Le chiffrage de la FFF sur le nombre de supporters

Derniers éléments d’importance communiqués aux sénateurs lors de cette audition : les chiffres obtenus par le FFF sur le nombre de supporters qui se sont acheminés en direction du Stade de France le soir du match :

  • 6 200 par le RER B (source RATP)
  • 36 000 par le RER D (source RATP)
  • 37 000 par la ligne 13 du métro (source RATP)
  • 450 cars qui ont transporté 20 905 personnes (source FFF)
  • 6 680 personnes arrivées par taxis (source Préfecture de police)
  • 4 111 personnes arrivées avec des véhicules particuliers (source FFF à partir des 1 713 véhicules enregistrés dans les parkings)

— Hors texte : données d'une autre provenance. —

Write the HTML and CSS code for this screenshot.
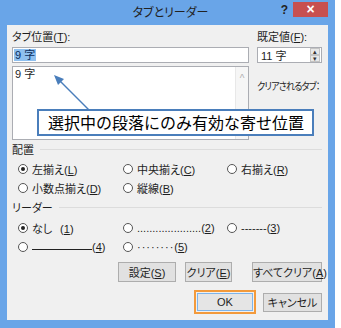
FILE: index.html
```html
<!DOCTYPE html>
<html lang="ja">
<head>
    <meta charset="UTF-8">
    <title>タブとリーダー</title>
    <link rel="stylesheet" href="styles.css">
</head>
<body>
    <div class="window">
        <div class="title-bar">
            <span class="title">タブとリーダー</span>
            <span class="help">?</span>
            <span class="close">×</span>
        </div>
        <div class="client">
            <div class="top">
                <div class="tab-col">
                    <div class="label">タブ位置(<u>T</u>):</div>
                    <div class="textbox"><span class="sel">9 字</span></div>
                    <div class="listbox">
                        <div class="list-item">9 字</div>
                        <div class="scrollbar"><span class="up">^</span></div>
                    </div>
                </div>
                <div class="side-col">
                    <div class="label">既定値(<u>F</u>):</div>
                    <div class="spinbox">
                        <span>11 字</span>
                        <div class="spin">
                            <span class="spin-btn">▴</span>
                            <span class="spin-btn">▾</span>
                        </div>
                    </div>
                    <div class="label clear-label"><span class="narrow">クリアされるタブ：</span></div>
                </div>
            </div>

            <div class="group-head"><span>配置</span><span class="rule"></span></div>
            <div class="options">
                <div class="opt"><span class="radio on"></span><span>左揃え(<u>L</u>)</span></div>
                <div class="opt"><span class="radio"></span><span>中央揃え(<u>C</u>)</span></div>
                <div class="opt"><span class="radio"></span><span>右揃え(<u>R</u>)</span></div>
                <div class="opt"><span class="radio"></span><span>小数点揃え(<u>D</u>)</span></div>
                <div class="opt"><span class="radio"></span><span>縦線(<u>B</u>)</span></div>
            </div>

            <div class="group-head leader-head"><span>リーダー</span><span class="rule"></span></div>
            <div class="options leaders">
                <div class="opt"><span class="radio on"></span><span>なし<span class="gap"></span>(<u>1</u>)</span></div>
                <div class="opt"><span class="radio"></span><span>.....................(<u>2</u>)</span></div>
                <div class="opt"><span class="radio"></span><span>-------(<u>3</u>)</span></div>
                <div class="opt"><span class="radio"></span><span><span class="underline-leader"></span>(<u>4</u>)</span></div>
                <div class="opt"><span class="radio"></span><span><span class="mid-dots">········</span>(<u>5</u>)</span></div>
            </div>

            <div class="button-row">
                <button class="btn set-btn">設定(<u>S</u>)</button>
                <button class="btn clear-btn">クリア(<u>E</u>)</button>
                <button class="btn clear-all-btn">すべてクリア(<u>A</u>)</button>
            </div>
            <div class="button-row ok-row">
                <span class="focus-ring"><button class="btn ok-btn">OK</button></span>
                <button class="btn cancel-btn">キャンセル</button>
            </div>

            <!-- callout over the list -->
            <svg class="arrow" width="60" height="50" viewBox="0 0 60 50">
                <line x1="46" y1="44" x2="13" y2="11" stroke="#4a7ebb" stroke-width="1.5"/>
                <polygon points="9,7 19,11 13,17" fill="#4a7ebb"/>
            </svg>
            <div class="callout">選択中の段落にのみ有効な寄せ位置</div>
        </div>
    </div>
</body>
</html>
```

FILE: styles.css
```css
:root {
    --frame: #69a5e8;
    --client: #f0f0f0;
    --text: #1e1e1e;
    --line: #dcdcdc;
    --border: #abadb3;
    --callout: #4a7ebb;
}

body {
    margin: 0;
    background: #ffffff;
    font-family: 'Liberation Sans', 'Noto Sans CJK JP', sans-serif;
    font-feature-settings: "palt";
    font-size: 11px;
    color: var(--text);
}

u {
    text-decoration: underline;
}

.window {
    width: 335px;
    height: 328px;
    background: var(--frame);
    display: flex;
    flex-direction: column;
    box-sizing: border-box;
    padding: 0 7px 8px 7px;
}

.title-bar {
    height: 25px;
    position: relative;
    display: flex;
    justify-content: center;
    align-items: center;
}

.title {
    font-size: 12px;
    color: #222;
    margin-top: -2px;
    margin-left: 6px;
}

.help {
    position: absolute;
    right: 40px;
    top: 3px;
    font-weight: bold;
    font-size: 12px;
    color: #222;
}

.close {
    position: absolute;
    right: 0;
    top: 2px;
    width: 35px;
    height: 15px;
    background: #c75050;
    color: #fff;
    font-weight: bold;
    font-size: 14px;
    line-height: 15px;
    text-align: center;
}

.client {
    flex: 1;
    background: var(--client);
    padding: 5px 6px 0 5px;
    position: relative;
}

.top {
    display: flex;
    gap: 8px;
}

.tab-col {
    width: 237px;
    display: flex;
    flex-direction: column;
}

.side-col {
    width: 65px;
    display: flex;
    flex-direction: column;
}

.label {
    height: 15px;
    line-height: 15px;
    margin-bottom: 2px;
    white-space: nowrap;
}

.textbox {
    height: 16px;
    box-sizing: border-box;
    border: 1px solid var(--border);
    background: #fff;
    padding: 0 1px;
    display: flex;
    align-items: center;
}

.sel {
    background: #8ec0f0;
    color: #0b2d5c;
    line-height: 12px;
    padding: 0 1px;
}

.listbox {
    margin-top: 3px;
    height: 74px;
    box-sizing: border-box;
    border: 1px solid var(--border);
    background: #fff;
    display: flex;
    justify-content: space-between;
}

.list-item {
    padding: 1px 2px;
    line-height: 13px;
}

.scrollbar {
    width: 12px;
    background: #f6f6f6;
    border-left: 1px solid #e8e8e8;
    display: flex;
    justify-content: center;
}

.up {
    color: #b0b0b0;
    font-size: 10px;
    margin-top: 6px;
}

.spinbox {
    height: 16px;
    box-sizing: border-box;
    border: 1px solid var(--border);
    background: #fff;
    display: flex;
    justify-content: space-between;
    align-items: center;
    padding-left: 3px;
}

.spin {
    width: 10px;
    height: 14px;
    display: flex;
    flex-direction: column;
    margin-right: 1px;
}

.spin-btn {
    flex: 1;
    background: #e8e8e8;
    border: 1px solid #c4c4c4;
    font-size: 7px;
    line-height: 5px;
    text-align: center;
    color: #333;
}

.clear-label {
    margin-top: 16px;
    font-size: 10px;
}

.narrow {
    display: inline-block;
    letter-spacing: -1px;
    transform: scaleX(0.92);
    transform-origin: left center;
}

.group-head {
    display: flex;
    align-items: center;
    gap: 6px;
    height: 14px;
    margin-top: 2px;
}

.leader-head {
    margin-top: 3px;
}

.rule {
    flex: 1;
    height: 1px;
    background: var(--line);
}

.options {
    display: grid;
    grid-template-columns: 105px 104px auto;
    padding-left: 6px;
    margin-top: 3px;
}

.leaders {
    margin-top: 4px;
}

.opt {
    display: flex;
    align-items: center;
    height: 19px;
    gap: 4px;
    white-space: nowrap;
}

.radio {
    width: 10px;
    height: 10px;
    box-sizing: border-box;
    border: 1px solid #555;
    border-radius: 50%;
    background: #fff;
    display: flex;
    align-items: center;
    justify-content: center;
}

.radio.on::after {
    content: '';
    width: 4px;
    height: 4px;
    border-radius: 50%;
    background: #222;
}

.gap {
    display: inline-block;
    width: 8px;
}

.underline-leader {
    display: inline-block;
    width: 60px;
    height: 1px;
    background: #222;
    vertical-align: 1px;
}

.mid-dots {
    letter-spacing: 1px;
}

.button-row {
    display: flex;
    justify-content: flex-end;
    align-items: center;
    gap: 9px;
    margin-top: 6px;
}

.btn {
    font-family: inherit;
    font-feature-settings: "palt";
    font-size: 11px;
    color: var(--text);
    background: #e1e1e1;
    border: 1px solid #adadad;
    height: 20px;
    padding: 0;
    white-space: nowrap;
}

.set-btn { width: 58px; }
.clear-btn { width: 47px; margin-right: 11px; }
.clear-all-btn { width: 70px; }

.ok-row {
    margin-top: 8px;
    gap: 7px;
}

.focus-ring {
    display: flex;
    border: 2px solid #f39a3b;
    padding: 1px;
}

.ok-btn {
    width: 56px;
    height: 18px;
    border-color: #7eb4ea;
    background: #e5e5e5;
}

.cancel-btn {
    width: 59px;
    height: 19px;
}

.arrow {
    position: absolute;
    left: 38px;
    top: 43px;
}

.callout {
    position: absolute;
    left: 30px;
    top: 84px;
    width: 277px;
    height: 27px;
    box-sizing: border-box;
    border: 2px solid var(--callout);
    background: #fff;
    color: #000;
    font-family: 'Noto Sans CJK JP', sans-serif;
    font-feature-settings: normal;
    font-size: 16px;
    line-height: 23px;
    padding-left: 9px;
}
```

Soit un total de 110 000 personnes qui se trouvaient à l’intérieur et aux abords de l’enceinte sportive au moment du coup d’envoi. Alors que la capacité du Stade de France est de 75 000 spectateurs, ce calcul vient également appuyer les estimations du ministère de l’Intérieur sur la présence de 35 000 à 40 000 personnes sans billet ou munis de faux billets. Mais les sénateurs continuent de s’interroger sur la véracité de ce chiffre. « La SNCF précise qu’aucun flux particulier ou plus important que d’habitude n’a été enregistré dans l’autre sens, après le début du match. La SNCF elle-même dit qu’il n’y a pas eu d’afflux [anormal] de spectateurs ! C’est une contradiction de plus ! », s’est agacé le LR Michel Savin, spécialiste des questions sportives.